One thing that frustrates me about myself, though, is that I'm not great at doing the thing you need to do in chess, which is plan several moves ahead, to see the game unfold before it unfolds. I win a lot against T, but it's not like I'm great at planning victory. Often, it just seems to happen. But the result is that chess is an area where I'm unable to hide behind the Dunning-Kruger effect -- I can see, with some precision, what my limitations are. And they make me wonder about the makeup of how I think in other endeavors, if I'm similarly limited. Indeed, I've also had a chance to read a lot more during the pandemic, and I while I'm a competent enough writer -- I mean, I get paid to do it, right? -- I can see how my writing and the thinking that underlies it probably misses a dimension accomplished by people I admire and respect. I'm not sure how, or if, I can acquire that dimension. Those limitations bump up against my ambitions and pretentions, and that's very goddamn frustrating.
The solace I take, though, is that the more often T and I play chess, the more I can start to see a move or two ahead. It takes practice. That gives me hope the same is true for my writing and thinking, but who the hell knows?

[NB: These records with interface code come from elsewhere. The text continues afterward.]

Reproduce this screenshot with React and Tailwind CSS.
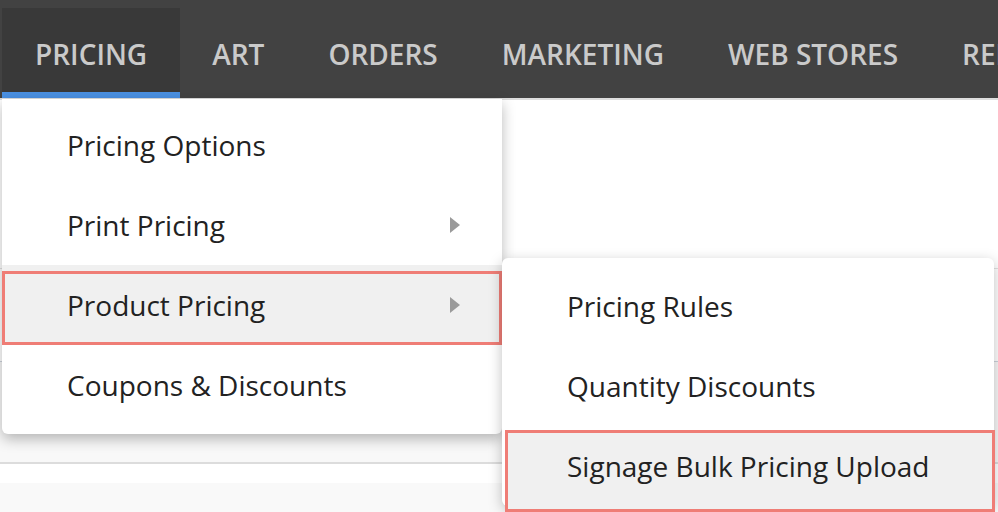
import { useState } from "react";

const tabs = ["Pricing", "Art", "Orders", "Marketing", "Web Stores", "Reports"];

const pricingItems = [
  { label: "Pricing Options" },
  { label: "Print Pricing", sub: true },
  { label: "Product Pricing", sub: true },
  { label: "Coupons & Discounts" },
];

const productPricingItems = ["Pricing Rules", "Quantity Discounts", "Signage Bulk Pricing Upload"];

function Caret() {
  return (
    <svg width="10" height="16" viewBox="0 0 10 16" className="shrink-0">
      <path d="M0 0 L10 8 L0 16 Z" fill="#9a9a9a" />
    </svg>
  );
}

function MenuRow({ label, sub, active }) {
  return (
    <div className={"relative flex items-center h-[80px] pl-[65px] pr-[42px] " + (active ? "bg-[#f0f0f0]" : "")}>
      {active && (
        <div className="absolute left-0 right-0 top-[6px] bottom-0 border-[3.5px] border-[#ef7d76] pointer-events-none" />
      )}
      <span className="flex-1 text-[28px] text-[#222]">{label}</span>
      {sub && <Caret />}
    </div>
  );
}

export default function App() {
  const [current] = useState("Pricing");

  return (
    <div className="relative w-[998px] h-[512px] overflow-hidden bg-white font-['Open_Sans',sans-serif]">
      <nav className="flex h-[98px] bg-[#424242] pl-[2px]">
        {tabs.map((t) => (
          <div
            key={t}
            className={
              "flex items-center mt-[8px] uppercase text-[28px] font-semibold whitespace-nowrap text-[#cacaca] " +
              (t === current ? "px-[33px] bg-[#393939] border-b-[6px] border-[#4a90e2] pt-[7px]" : "px-[32px] pt-[1px]")
            }
          >
            {t}
          </div>
        ))}
      </nav>

      {/* page body behind the dropdown */}
      <div className="border-t-2 border-[#dedede]">
        <div className="h-[168px]" />
        <div className="h-[93px] border-t border-[#e2e2e2]" />
        <div className="h-[101px] border-t border-[#cdd3dc] bg-[#f8f8f8]" />
        <div className="h-[21px] border-t-2 border-[#dcdcdc]" />
        <div className="h-[40px] bg-[#f9f9f9]" />
      </div>

      {/* Pricing dropdown */}
      <div className="absolute left-[2px] top-[99px] w-[500px] bg-white pt-[6px] pb-[9px] rounded-b-[6px] shadow-[0_5px_14px_rgba(0,0,0,0.28)]">
        {pricingItems.map((it) => (
          <MenuRow key={it.label} label={it.label} sub={it.sub} active={it.label === "Product Pricing"} />
        ))}
      </div>

      {/* Product Pricing submenu */}
      <div className="absolute left-[502px] top-[258px] w-[492px] bg-white pt-[8px] rounded-[6px] shadow-[0_4px_14px_rgba(0,0,0,0.25)]">
        {productPricingItems.map((label) => (
          <div key={label} className="relative flex items-center h-[80px] pl-[65px]">
            {label === "Signage Bulk Pricing Upload" && (
              <div className="absolute left-[3px] -right-[1px] top-[4px] bottom-[-6px] bg-[#f0f0f0] border-[3.5px] border-[#ef7d76]" />
            )}
            <span className="relative text-[28px] text-[#222] whitespace-nowrap">{label}</span>
          </div>
        ))}
      </div>
    </div>
  );
}
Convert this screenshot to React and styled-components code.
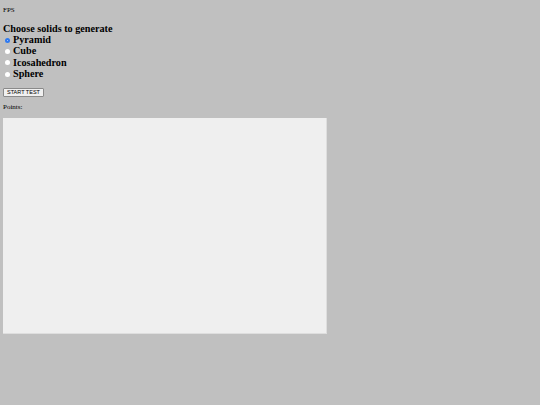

One thing I do, though, is I try to make the game more than about wins or losses. In the last couple of months, my son has gone from being overtly frustrated when he loses to calm and willingness to learn from a loss. That's a big gain. And when I win, I try to explain to him what it is I did to win -- my strategy, such as it is, so that he can think about ways to create his own counterstrategy. I'm trying to help him learn to think about these things. And I'm trying to get better at my own thinking.